The strongest specifications are built around the material and the process objective. Buyers should look beyond nominal capacity and motor power and ask how the mixer performs at the highest expected viscosity, how it handles heat, how it removes air and how reliably it discharges the finished paste.
Attention should also be paid to maintenance access and mechanical durability. High-viscosity duty places considerable load on gearboxes, bearings and seals. A machine that performs well in principle but is difficult to service can become expensive in practice. For regulated sectors, documentation, certification and finish quality should be reviewed as part of the technical assessment, not as a late-stage procurement check.
Where the process is still developing, flexibility may justify a more configurable design. PerMix UK, for example, supports industrial users that need equipment tailored around product rheology, thermal duty, compliance requirements and plant layout rather than a fixed catalogue specification. That approach tends to be valuable where formulations vary or future capacity changes are likely.

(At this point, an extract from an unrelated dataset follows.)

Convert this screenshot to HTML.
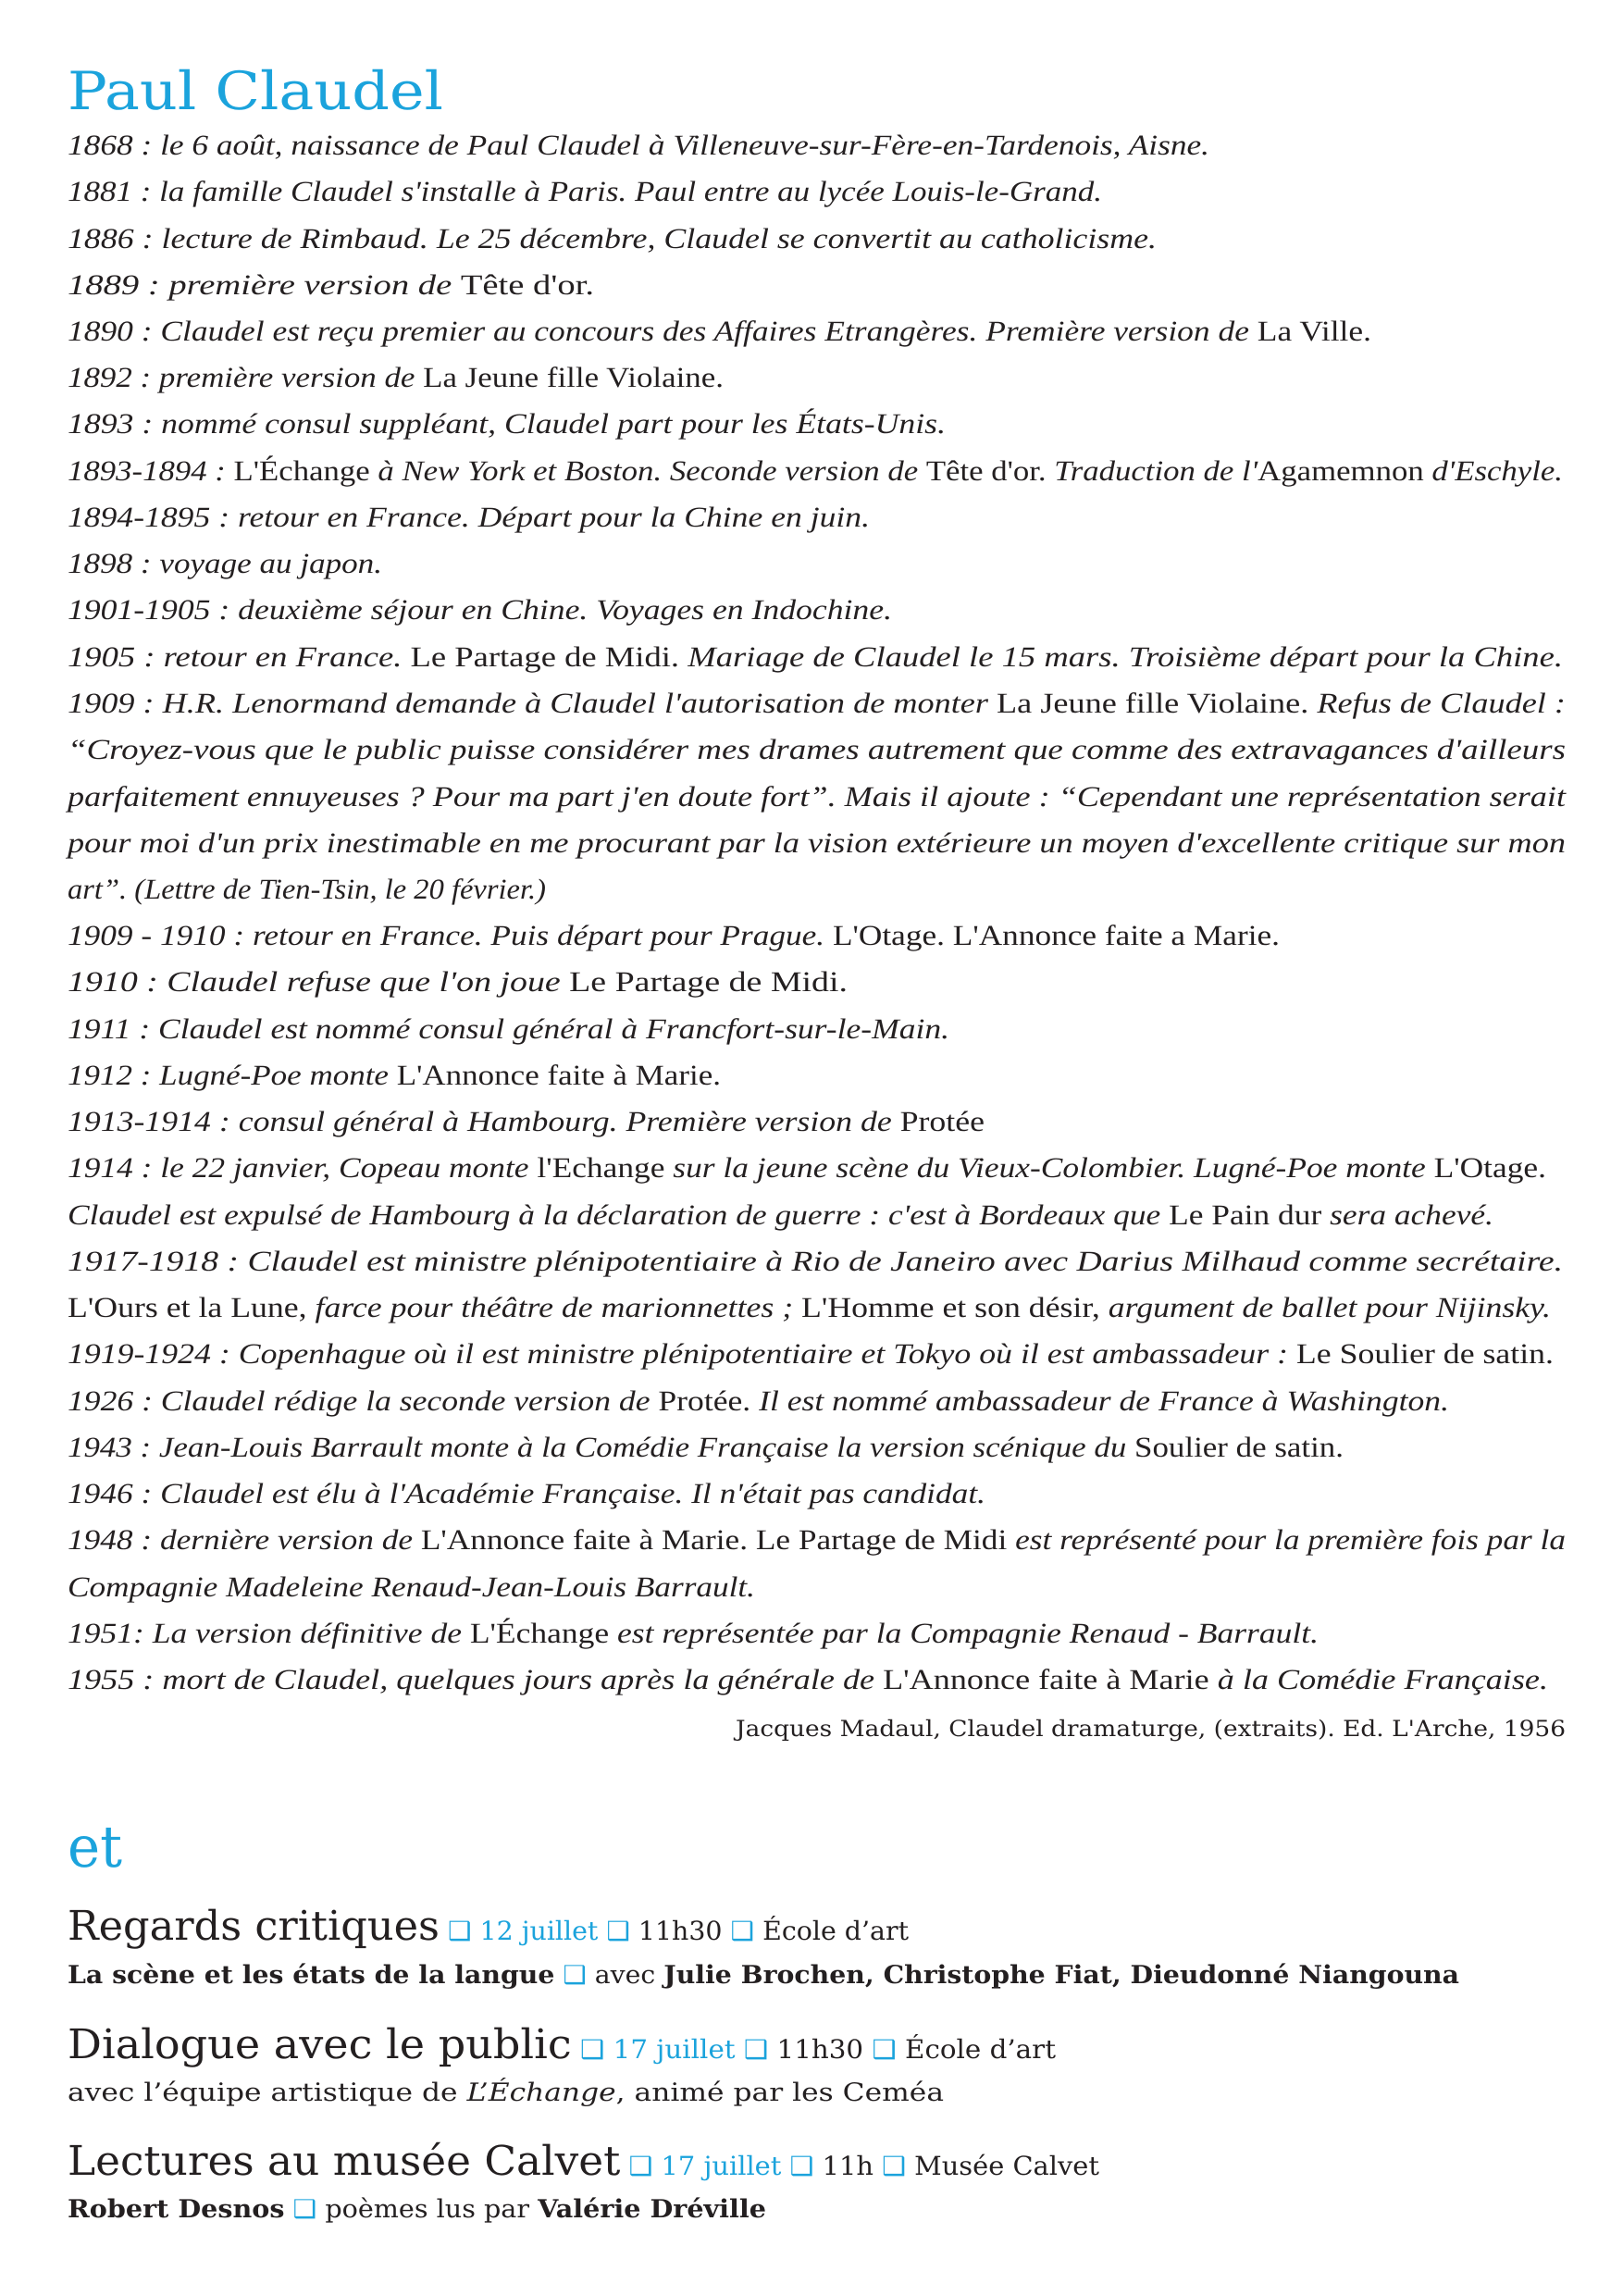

A planetary mixer is highly effective for many paste duties, but it is not universal. If the product is low-viscosity for most of the cycle, a simpler agitator may be more economical. If the process demands extremely high shear dispersion above all else, a dedicated rotor-stator or media-based system may play the lead role. Continuous production requirements can also point towards a different technology altogether.
The right question is not whether planetary mixing is superior in general. It is whether it matches the rheology, thermal sensitivity, batch size and production target of the product in front of you. In many industrial paste applications, it does. Where it does not, that should be identified early, before the specification hardens around the wrong machine.
For manufacturers handling difficult, air-sensitive or heavily filled products, choosing the right mixer usually comes down to one principle: specify for the real process, not the idealised one. The batches that test your equipment on the worst day in production are the ones your mixer needs to handle with confidence.